TASK BRIEF
Lines that contain the string "components" are to be copied; leave out all others.

+++ DATA LINES +++

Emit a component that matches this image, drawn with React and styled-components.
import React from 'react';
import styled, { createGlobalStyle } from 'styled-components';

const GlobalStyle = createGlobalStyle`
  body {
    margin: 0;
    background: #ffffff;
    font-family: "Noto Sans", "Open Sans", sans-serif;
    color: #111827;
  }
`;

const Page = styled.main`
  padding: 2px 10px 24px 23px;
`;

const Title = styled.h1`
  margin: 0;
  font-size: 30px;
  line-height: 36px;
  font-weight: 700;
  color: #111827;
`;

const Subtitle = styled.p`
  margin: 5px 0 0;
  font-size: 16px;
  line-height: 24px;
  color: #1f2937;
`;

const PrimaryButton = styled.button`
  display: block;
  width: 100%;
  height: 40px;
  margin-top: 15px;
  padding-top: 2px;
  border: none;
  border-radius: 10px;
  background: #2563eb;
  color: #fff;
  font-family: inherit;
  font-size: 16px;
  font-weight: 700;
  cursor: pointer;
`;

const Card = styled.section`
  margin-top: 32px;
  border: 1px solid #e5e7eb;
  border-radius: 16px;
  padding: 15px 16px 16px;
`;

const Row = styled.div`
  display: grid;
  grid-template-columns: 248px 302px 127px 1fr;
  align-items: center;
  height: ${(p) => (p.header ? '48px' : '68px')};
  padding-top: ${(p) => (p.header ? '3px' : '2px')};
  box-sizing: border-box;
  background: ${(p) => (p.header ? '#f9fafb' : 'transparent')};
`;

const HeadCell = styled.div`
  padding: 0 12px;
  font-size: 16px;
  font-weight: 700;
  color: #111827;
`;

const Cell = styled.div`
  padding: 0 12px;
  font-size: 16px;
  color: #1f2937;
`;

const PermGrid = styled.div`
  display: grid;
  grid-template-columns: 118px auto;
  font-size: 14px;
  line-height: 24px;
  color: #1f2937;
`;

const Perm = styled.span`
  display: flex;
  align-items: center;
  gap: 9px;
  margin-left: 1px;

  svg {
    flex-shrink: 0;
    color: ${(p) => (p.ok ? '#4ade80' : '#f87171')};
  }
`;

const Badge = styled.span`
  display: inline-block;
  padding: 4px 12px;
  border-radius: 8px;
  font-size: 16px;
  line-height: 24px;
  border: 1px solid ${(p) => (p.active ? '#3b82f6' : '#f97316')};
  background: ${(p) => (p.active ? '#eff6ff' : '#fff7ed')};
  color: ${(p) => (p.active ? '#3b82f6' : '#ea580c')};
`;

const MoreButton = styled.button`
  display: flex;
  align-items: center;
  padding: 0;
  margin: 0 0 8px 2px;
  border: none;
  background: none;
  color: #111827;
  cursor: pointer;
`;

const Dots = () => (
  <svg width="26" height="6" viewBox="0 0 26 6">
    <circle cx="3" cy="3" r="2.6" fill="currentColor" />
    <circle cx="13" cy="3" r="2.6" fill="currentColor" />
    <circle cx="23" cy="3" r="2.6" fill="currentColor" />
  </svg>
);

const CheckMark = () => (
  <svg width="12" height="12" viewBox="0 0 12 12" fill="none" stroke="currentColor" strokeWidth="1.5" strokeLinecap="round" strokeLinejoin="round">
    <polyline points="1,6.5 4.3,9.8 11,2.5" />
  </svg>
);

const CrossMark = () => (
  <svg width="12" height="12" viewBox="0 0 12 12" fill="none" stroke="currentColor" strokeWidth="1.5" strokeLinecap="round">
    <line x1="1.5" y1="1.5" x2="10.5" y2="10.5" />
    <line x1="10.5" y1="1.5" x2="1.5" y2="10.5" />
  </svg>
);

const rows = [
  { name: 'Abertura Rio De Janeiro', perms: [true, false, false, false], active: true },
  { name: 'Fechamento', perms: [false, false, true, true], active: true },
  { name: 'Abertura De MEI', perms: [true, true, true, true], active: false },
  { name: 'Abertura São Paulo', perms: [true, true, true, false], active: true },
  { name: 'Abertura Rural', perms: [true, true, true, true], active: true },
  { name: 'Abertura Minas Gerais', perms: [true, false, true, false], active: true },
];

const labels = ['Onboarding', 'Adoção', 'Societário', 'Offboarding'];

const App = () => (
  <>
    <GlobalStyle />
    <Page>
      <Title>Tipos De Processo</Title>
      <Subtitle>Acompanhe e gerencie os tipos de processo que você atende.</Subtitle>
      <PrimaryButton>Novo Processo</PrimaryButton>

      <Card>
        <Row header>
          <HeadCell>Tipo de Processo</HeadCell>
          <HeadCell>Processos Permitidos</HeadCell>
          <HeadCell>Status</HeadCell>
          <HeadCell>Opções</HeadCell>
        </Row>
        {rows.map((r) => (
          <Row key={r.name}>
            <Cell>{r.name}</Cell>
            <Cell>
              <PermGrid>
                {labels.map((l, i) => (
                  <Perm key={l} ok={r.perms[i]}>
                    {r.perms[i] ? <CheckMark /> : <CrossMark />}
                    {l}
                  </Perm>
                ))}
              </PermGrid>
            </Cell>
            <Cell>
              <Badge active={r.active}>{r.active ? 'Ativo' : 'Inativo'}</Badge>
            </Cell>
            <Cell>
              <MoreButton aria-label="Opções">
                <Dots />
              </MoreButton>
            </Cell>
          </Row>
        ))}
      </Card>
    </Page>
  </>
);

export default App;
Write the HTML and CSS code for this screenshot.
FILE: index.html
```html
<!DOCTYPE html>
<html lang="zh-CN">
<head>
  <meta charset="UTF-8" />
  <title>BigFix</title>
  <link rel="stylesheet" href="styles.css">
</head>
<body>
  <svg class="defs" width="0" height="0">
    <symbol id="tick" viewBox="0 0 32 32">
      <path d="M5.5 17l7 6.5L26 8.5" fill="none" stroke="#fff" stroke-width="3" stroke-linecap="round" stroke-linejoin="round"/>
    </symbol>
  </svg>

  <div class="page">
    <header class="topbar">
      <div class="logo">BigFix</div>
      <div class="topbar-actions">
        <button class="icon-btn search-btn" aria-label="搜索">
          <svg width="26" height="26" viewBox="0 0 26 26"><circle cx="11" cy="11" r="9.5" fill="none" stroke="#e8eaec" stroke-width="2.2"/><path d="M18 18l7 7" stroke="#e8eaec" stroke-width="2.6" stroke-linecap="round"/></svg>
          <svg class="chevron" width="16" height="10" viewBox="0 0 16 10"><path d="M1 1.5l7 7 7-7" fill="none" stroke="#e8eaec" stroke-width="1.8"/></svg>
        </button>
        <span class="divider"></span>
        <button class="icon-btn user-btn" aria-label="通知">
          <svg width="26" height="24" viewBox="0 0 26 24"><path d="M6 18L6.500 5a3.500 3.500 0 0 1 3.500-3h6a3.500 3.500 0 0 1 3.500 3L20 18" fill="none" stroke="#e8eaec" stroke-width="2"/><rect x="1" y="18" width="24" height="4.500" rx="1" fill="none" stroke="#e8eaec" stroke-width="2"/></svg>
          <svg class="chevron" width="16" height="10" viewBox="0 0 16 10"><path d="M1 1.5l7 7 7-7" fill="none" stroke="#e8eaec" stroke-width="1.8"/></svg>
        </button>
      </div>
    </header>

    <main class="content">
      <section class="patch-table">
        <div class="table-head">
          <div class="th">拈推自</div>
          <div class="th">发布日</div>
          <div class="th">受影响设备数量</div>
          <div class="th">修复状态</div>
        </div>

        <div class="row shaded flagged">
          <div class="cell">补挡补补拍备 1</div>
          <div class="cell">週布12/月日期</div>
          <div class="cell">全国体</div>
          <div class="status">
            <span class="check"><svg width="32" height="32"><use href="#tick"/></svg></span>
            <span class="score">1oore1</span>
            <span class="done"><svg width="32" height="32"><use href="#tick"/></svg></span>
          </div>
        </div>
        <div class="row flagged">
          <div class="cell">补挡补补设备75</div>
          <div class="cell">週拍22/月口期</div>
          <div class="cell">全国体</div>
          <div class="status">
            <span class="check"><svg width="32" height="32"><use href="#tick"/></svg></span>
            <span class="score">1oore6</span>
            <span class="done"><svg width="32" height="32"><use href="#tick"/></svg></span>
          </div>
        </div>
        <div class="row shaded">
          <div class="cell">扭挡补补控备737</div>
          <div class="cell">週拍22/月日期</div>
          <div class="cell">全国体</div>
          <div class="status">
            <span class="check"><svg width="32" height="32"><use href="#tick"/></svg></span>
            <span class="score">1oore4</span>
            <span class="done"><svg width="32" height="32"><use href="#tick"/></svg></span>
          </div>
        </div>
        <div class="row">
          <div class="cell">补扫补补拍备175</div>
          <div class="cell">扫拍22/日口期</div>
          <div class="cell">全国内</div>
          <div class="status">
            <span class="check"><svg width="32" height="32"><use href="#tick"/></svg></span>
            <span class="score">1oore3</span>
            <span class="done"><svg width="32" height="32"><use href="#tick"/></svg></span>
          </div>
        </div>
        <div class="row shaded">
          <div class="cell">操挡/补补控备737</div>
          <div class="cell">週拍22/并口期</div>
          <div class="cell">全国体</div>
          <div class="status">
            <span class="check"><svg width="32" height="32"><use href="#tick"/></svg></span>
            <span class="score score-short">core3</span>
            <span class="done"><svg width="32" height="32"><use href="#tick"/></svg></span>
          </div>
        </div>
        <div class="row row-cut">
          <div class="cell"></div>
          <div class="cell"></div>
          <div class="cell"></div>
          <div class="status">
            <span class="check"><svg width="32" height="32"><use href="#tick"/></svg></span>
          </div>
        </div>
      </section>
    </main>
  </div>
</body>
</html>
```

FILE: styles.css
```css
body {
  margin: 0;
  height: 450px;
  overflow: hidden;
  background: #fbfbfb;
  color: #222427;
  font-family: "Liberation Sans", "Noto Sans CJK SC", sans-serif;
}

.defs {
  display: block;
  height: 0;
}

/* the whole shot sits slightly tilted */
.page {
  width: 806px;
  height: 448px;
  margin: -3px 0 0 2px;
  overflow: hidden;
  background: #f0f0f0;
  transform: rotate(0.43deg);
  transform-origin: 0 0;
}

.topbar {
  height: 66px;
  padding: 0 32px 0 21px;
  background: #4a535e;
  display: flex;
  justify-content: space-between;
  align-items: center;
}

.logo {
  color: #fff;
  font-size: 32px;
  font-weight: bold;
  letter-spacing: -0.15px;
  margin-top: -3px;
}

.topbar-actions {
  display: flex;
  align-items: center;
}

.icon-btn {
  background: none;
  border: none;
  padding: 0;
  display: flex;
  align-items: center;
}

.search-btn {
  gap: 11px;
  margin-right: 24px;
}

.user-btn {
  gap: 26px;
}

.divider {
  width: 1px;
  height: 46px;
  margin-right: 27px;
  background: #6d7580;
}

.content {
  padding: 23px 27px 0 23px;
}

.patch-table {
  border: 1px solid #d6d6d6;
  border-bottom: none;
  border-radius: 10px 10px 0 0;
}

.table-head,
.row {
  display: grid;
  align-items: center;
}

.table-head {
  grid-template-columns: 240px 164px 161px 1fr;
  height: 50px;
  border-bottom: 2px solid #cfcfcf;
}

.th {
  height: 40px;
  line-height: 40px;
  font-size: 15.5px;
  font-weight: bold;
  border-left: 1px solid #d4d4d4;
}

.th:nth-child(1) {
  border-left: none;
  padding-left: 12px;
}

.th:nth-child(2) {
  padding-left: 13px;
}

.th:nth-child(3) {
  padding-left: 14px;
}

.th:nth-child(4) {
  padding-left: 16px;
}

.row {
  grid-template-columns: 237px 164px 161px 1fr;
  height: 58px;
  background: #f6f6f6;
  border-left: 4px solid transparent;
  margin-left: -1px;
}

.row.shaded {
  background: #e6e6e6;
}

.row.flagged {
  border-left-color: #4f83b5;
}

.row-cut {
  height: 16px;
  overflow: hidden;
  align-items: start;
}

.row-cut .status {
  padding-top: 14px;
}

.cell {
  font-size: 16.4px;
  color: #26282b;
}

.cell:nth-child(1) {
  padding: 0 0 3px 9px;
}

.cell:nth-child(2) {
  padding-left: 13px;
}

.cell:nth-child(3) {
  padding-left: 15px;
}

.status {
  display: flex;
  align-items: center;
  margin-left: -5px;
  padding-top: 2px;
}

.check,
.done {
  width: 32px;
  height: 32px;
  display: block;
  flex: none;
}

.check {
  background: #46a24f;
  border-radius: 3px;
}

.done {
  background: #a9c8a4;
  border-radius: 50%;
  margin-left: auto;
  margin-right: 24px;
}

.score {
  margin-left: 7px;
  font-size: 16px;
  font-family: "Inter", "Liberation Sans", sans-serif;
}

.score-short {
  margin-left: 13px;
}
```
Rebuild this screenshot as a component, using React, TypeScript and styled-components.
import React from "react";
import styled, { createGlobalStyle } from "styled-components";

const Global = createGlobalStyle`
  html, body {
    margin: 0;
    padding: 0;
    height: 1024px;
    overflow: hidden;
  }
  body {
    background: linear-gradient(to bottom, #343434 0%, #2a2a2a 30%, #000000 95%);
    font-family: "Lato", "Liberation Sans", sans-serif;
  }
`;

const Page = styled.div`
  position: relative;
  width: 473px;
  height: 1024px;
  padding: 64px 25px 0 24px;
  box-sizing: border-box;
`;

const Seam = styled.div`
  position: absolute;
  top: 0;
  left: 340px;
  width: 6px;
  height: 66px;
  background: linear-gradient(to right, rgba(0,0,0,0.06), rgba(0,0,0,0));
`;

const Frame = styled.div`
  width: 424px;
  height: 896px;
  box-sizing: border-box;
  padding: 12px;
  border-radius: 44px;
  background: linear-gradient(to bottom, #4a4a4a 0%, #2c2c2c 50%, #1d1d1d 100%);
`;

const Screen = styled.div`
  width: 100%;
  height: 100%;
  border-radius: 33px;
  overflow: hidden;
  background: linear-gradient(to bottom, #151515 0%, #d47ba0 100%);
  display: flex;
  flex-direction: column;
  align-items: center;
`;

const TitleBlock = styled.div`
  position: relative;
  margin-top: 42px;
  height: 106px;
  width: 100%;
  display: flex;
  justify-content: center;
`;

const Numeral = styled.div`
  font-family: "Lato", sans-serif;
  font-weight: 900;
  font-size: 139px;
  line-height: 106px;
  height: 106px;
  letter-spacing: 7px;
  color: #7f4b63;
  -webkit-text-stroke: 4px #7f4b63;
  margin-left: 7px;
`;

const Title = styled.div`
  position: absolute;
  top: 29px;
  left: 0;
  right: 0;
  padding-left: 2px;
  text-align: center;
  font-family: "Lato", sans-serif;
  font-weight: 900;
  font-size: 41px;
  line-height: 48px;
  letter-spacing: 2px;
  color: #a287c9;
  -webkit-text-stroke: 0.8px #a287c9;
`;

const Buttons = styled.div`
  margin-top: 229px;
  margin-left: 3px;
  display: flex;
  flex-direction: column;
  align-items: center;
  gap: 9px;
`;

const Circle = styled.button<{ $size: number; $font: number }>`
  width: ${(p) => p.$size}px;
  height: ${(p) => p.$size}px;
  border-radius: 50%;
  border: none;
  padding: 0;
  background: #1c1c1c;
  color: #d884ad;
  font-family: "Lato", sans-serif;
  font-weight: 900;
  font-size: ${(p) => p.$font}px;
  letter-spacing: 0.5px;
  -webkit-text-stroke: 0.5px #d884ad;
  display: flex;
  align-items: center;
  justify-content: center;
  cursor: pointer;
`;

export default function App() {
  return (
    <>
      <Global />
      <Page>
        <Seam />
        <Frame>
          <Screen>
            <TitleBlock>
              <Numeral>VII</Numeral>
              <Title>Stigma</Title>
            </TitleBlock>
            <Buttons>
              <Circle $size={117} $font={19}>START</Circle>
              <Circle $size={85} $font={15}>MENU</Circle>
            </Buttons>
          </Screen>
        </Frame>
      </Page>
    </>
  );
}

+++

RESPONSE FOR THIS EXERCISE
Emit a component that matches this image, drawn with React and styled-components.
import styled, { createGlobalStyle } from 'styled-components';
Rebuild this screenshot as a component, using React, TypeScript and styled-components.
import styled, { createGlobalStyle } from "styled-components";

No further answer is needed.